The Earth texture I used was from here. Here’s what it looks like:

The 2D image wrapped around the 3D globe, created with a composite of public-domain satellite imagery.

The real component is a bit more complicated, but this is all you need to create a 3D globe and display your data. The full source code is available here.

Here’s what it looks like:

You can see Globe At Night observations from all around the world. Most of them are concentrated in population centers, as you would expect, but the project has far more reach than I originally thought.

Now, let’s take a step back from the data and remember what this endeavor can teach us.

Why is reducing light pollution important?

Keeping light pollution levels low is important for a number of reasons. Here are a few of the most important ones:

  1. Light pollution affects the circadian rhythms of humans and other animals, which causes sleep disruption.
  2. Artificial light can confuse animals and throw off their behavioral and migratory patterns.
  3. Excessive light pollution makes it harder for astronomers to observe the night sky and diminishes its natural beauty.
  4. Light pollution is a side effect of unnecessary lighting, which is a waste of energy.

What can we do to reduce light pollution?
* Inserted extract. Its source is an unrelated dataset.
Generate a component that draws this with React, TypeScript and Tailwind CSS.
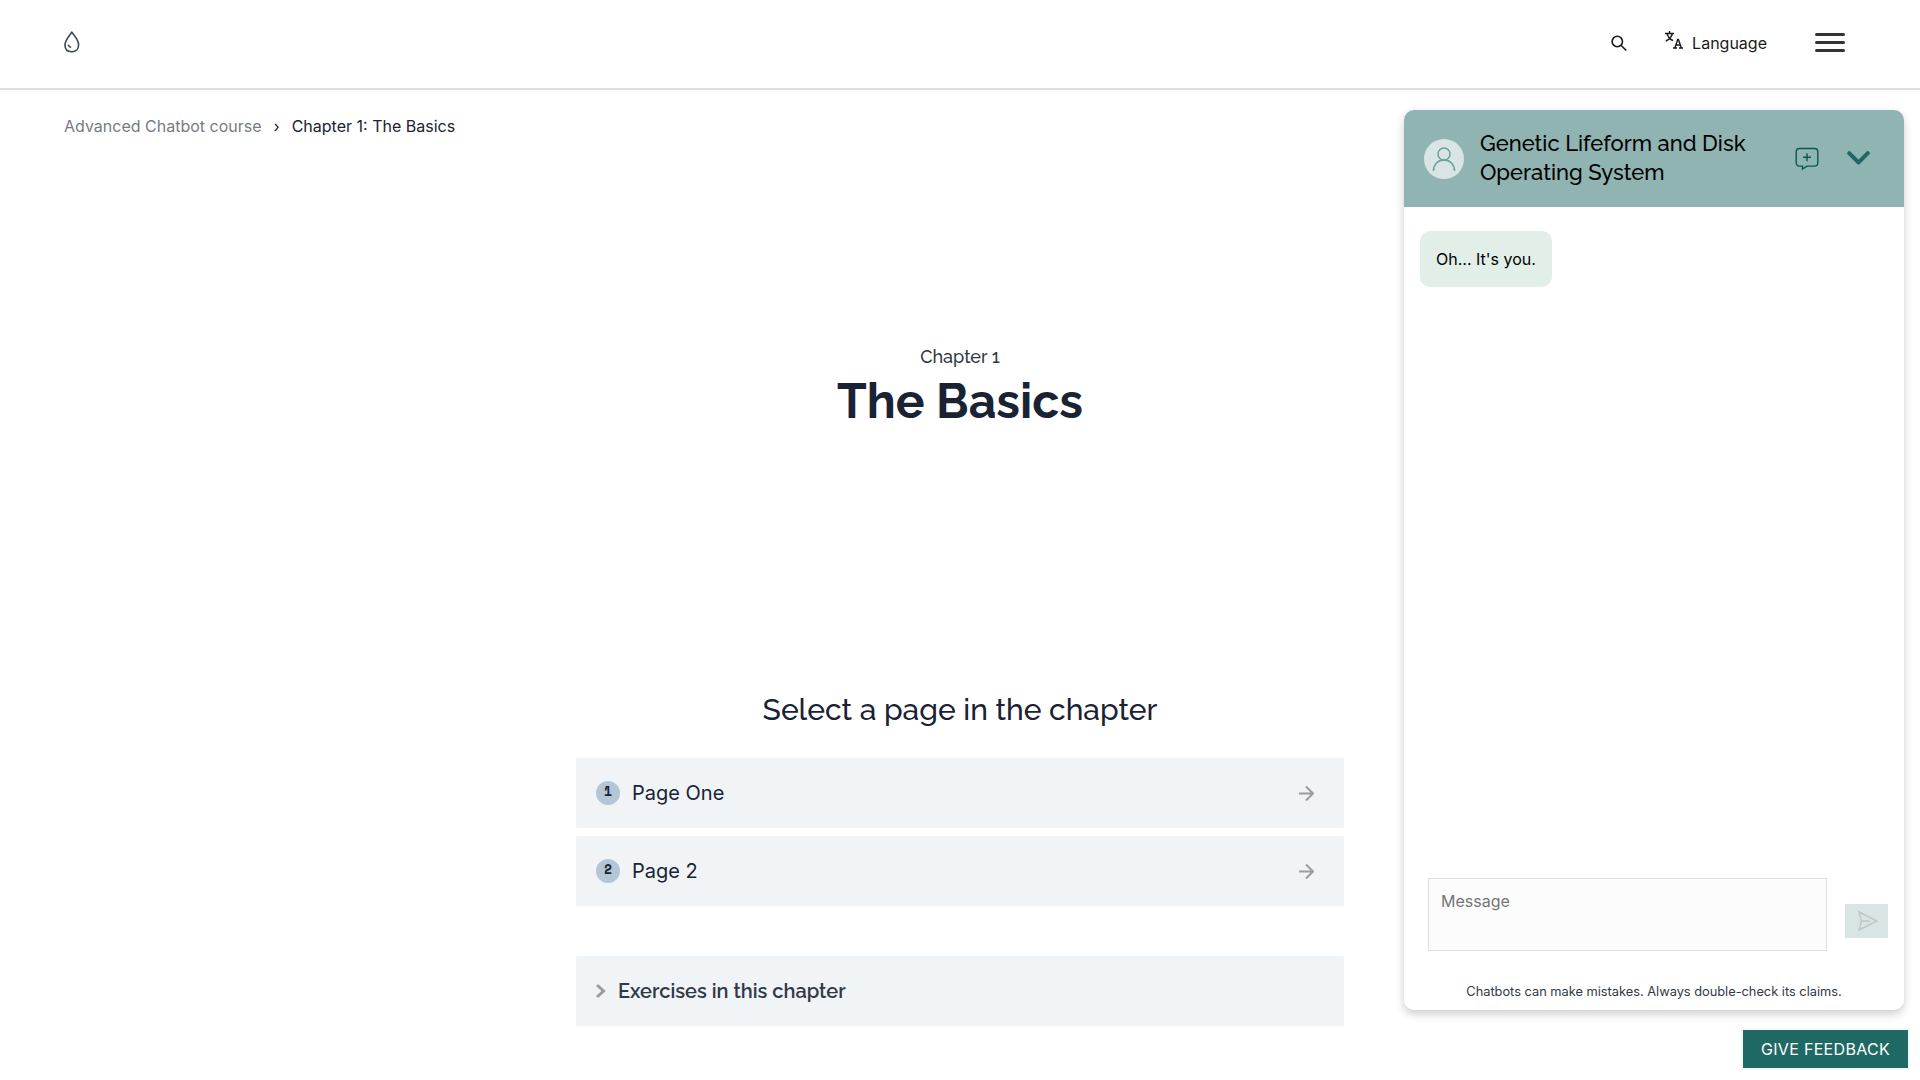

Luckily, reducing light pollution on a local scale is quite easy! Here are a few things you can do:

  • Choose “warmer” LED lights that emit less blue light (more info, research article)
  • Use light fixtures that low to the ground, point downward, and shielded to prevent light leakage
  • Switch off outdoor lights when not in use, or consider installing timers or motion sensors that automatically turn off lights when they don’t need to be on
  • Petition your HOA and/or local government to consider light pollution when choosing outdoor or street lighting
  • Make a Globe At Night observation to help scientists map light pollution globally
  • Sign petitions advocating for preventing companies from spoiling our night sky with satellite constellations
  • Share this information with others!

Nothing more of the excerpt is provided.